X_2D = lpp.fit_transform(X)


# Plotting this projection, we confirm that it has kept nearby points together, as represented by the distinct clusters visible in the projection:

# In[5]:


plt.scatter(X_2D[:, 0], X_2D[:, 1], c=y)

plt.title("Projected from 500->2 dimensions");


# For more information, see the [Locality Preserving Projection website](http://www.cad.zju.edu.cn/home/xiaofeihe/LPP.html)

# ## Comparison with PCA
# 
# Of course, there are well-known tools that can do very similar things: for example, a standard Principal Component Analysis projection produces much the same results in this case:

# In[6]:


from sklearn.decomposition import PCA
Xpca = PCA(n_components=2).fit_transform(X)
plt.scatter(Xpca[:, 0], Xpca[:, 1], c=y);


# It is important to keep in mind, though, that these are two fundamentally different models: PCA finds a linear projection which *maximizes the preserved variance* in the data. LPP finds a linear projection which *maximizes the preserved locality* in the data.

# ## Where PCA and LPP Differ

# The difference between the two can be made more clear by looking at data with different properties.
# One example is data with outliers.
# Because PCA is a variance-based method, it is strongly affected by the presence of outliers.
# LPP, on the other hand, focuses on preserving local neighborhoods and thus outliers do not have as strong an effect.
# 
# First we'll add ten outliers to our original data:

# In[7]:


rand = np.random.RandomState(42)
Xnoisy = X.copy()
Xnoisy[:10] += 1000 * rand.randn(10, X.shape[1])


# Now we can compute the PCA and LPP projections and view the results:

# In[8]:


Xpca = PCA(n_components=2).fit_transform(Xnoisy)
Xlpp = LocalityPreservingProjection(n_components=2).fit_transform(Xnoisy)

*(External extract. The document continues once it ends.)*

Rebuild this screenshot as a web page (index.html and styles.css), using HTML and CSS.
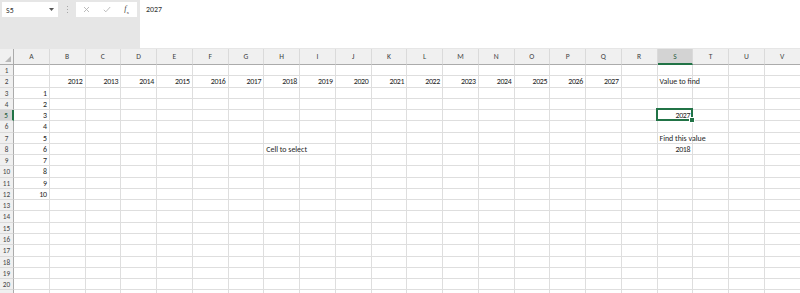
FILE: index.html
```html
<!DOCTYPE html>
<html>
<head>
<meta charset="utf-8">
<link rel="stylesheet" href="styles.css">
</head>
<body>
<div class="toolbar">
  <div class="namebox">
    <span>S5</span>
    <svg class="caret" width="5" height="3" viewBox="0 0 5 3"><path d="M0 0H5L2.5 3Z" fill="#555"/></svg>
  </div>
  <div class="grip"><i></i><i></i><i></i></div>
  <div class="fxbox">
    <svg width="7" height="7" viewBox="0 0 7 7"><path d="M1 1L6 6M6 1L1 6" stroke="#b4b4b4" stroke-width="0.9" fill="none"/></svg>
    <svg width="8" height="7" viewBox="0 0 8 7"><path d="M0.8 3.8L2.8 5.8L7.2 1" stroke="#b4b4b4" stroke-width="0.9" fill="none"/></svg>
    <span class="fx"><i>f</i><sub>x</sub></span>
  </div>
  <div class="formula">2027</div>
</div>
<div class="sheet" id="sheet"></div>
<script src="script.js"></script>
</body>
</html>
```
FILE: styles.css
```css
* { box-sizing: border-box; }
html, body { margin: 0; height: 100%; overflow: hidden; }
body {
  background: #fff;
  font-family: Calibri, Carlito, "Liberation Sans", Arial, sans-serif;
  font-size: 7.9px;
  color: #262626;
}
.toolbar {
  display: flex;
  align-items: flex-start;
  height: 49px;
  background: #e6e6e6;
}
.namebox {
  margin: 2px 0 0 2px;
  width: 56px;
  height: 15px;
  background: #fff;
  display: flex;
  align-items: center;
  justify-content: space-between;
  padding: 0 4px 0 4px;
  color: #333;
}
.grip {
  width: 18px;
  height: 15px;
  margin-top: 2px;
  display: flex;
  flex-direction: column;
  align-items: center;
  justify-content: center;
  gap: 2px;
}
.grip i {
  width: 1px;
  height: 1px;
  background: #a8a8a8;
  display: block;
}
.fxbox {
  margin-top: 2px;
  width: 61px;
  height: 15px;
  background: #fff;
  display: flex;
  align-items: center;
  justify-content: space-between;
  padding: 0 8px 0 7px;
}
.fx { color: #444; font-family: "Liberation Serif", serif; font-size: 8px; }
.fx sub { font-size: 5px; font-style: normal; }
.formula {
  margin-left: 3px;
  flex: 1;
  height: 48px;
  background: #fff;
  padding: 4px 6px;
  color: #333;
}
.sheet {
  display: grid;
  grid-template-columns: 14px repeat(22, 35.75px);
  grid-template-rows: 16px;
  grid-auto-rows: 11.27px;
}
.corner {
  background: #f0f0f0;
  border-right: 1px solid #ababab;
  border-bottom: 1px solid #ababab;
  position: relative;
}
.corner svg { position: absolute; right: 2px; bottom: 2px; }
.ch {
  background: #f0f0f0;
  border-bottom: 1px solid #ababab;
  border-right: 1px solid #dadada;
  color: #444;
  text-align: center;
  line-height: 16px;
  font-size: 7.6px;
}
.ch.act {
  background: #d3d3d3;
  border-bottom: 2px solid #217346;
  color: #1d5a38;
}
.rh {
  background: #f0f0f0;
  border-right: 1px solid #ababab;
  border-bottom: 1px solid #dadada;
  color: #444;
  text-align: center;
  line-height: 11px;
  font-size: 7.2px;
}
.rh.act {
  background: #d3d3d3;
  border-right: 2px solid #217346;
  color: #1d5a38;
}
.c {
  border-right: 1px solid #dedede;
  border-bottom: 1px solid #dedede;
  line-height: 11px;
  padding: 0 2px;
  white-space: nowrap;
  overflow: visible;
  position: relative;
}
.c.r { text-align: right; letter-spacing: -0.3px; }
.c.l { text-align: left; }
.c.sel::after {
  content: "";
  position: absolute;
  left: -2px;
  top: -2px;
  right: -1px;
  bottom: -1px;
  border: 2px solid #217346;
}
.c.sel::before {
  content: "";
  position: absolute;
  right: -3px;
  bottom: -3px;
  width: 4px;
  height: 4px;
  background: #217346;
  border: 1px solid #fff;
  z-index: 2;
}
```
FILE: script.js
```js
(function () {
  var cols = "ABCDEFGHIJKLMNOPQRSTUV".split("");
  var data = {};
  for (var i = 0; i < 16; i++) {
    data[cols[i + 1] + "2"] = [String(2012 + i), "r"];
  }
  for (var j = 1; j <= 10; j++) {
    data["A" + (j + 2)] = [String(j), "r"];
  }
  data["S2"] = ["Value to find", "l"];
  data["S5"] = ["2027", "r"];
  data["S7"] = ["Find this value", "l"];
  data["S8"] = ["2018", "r"];
  data["H8"] = ["Cell to select", "l"];

  var sheet = document.getElementById("sheet");
  var html = '<div class="corner"><svg width="6" height="6" viewBox="0 0 6 6"><path d="M6 0V6H0Z" fill="#b8b8b8"/></svg></div>';
  cols.forEach(function (c) {
    html += '<div class="ch' + (c === "S" ? " act" : "") + '">' + c + '</div>';
  });
  for (var r = 1; r <= 21; r++) {
    html += '<div class="rh' + (r === 5 ? " act" : "") + '">' + r + '</div>';
    cols.forEach(function (c) {
      var key = c + r;
      var d = data[key];
      var cls = "c";
      if (d) cls += " " + d[1];
      if (key === "S5") cls += " sel";
      html += '<div class="' + cls + '">' + (d ? d[0] : "") + '</div>';
    });
  }
  sheet.innerHTML = html;
})();
```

fig, ax = plt.subplots(1, 2, figsize=(16, 5))
ax[0].scatter(Xlpp[:, 0], Xlpp[:, 1], c=y)
ax[0].set_title('LPP with outliers')
ax[1].scatter(Xpca[:, 0], Xpca[:, 1], c=y)
ax[1].set_title('PCA with outliers');


# In the presence of outliers, the projection found by LPP is much more useful than the projection found by PCA.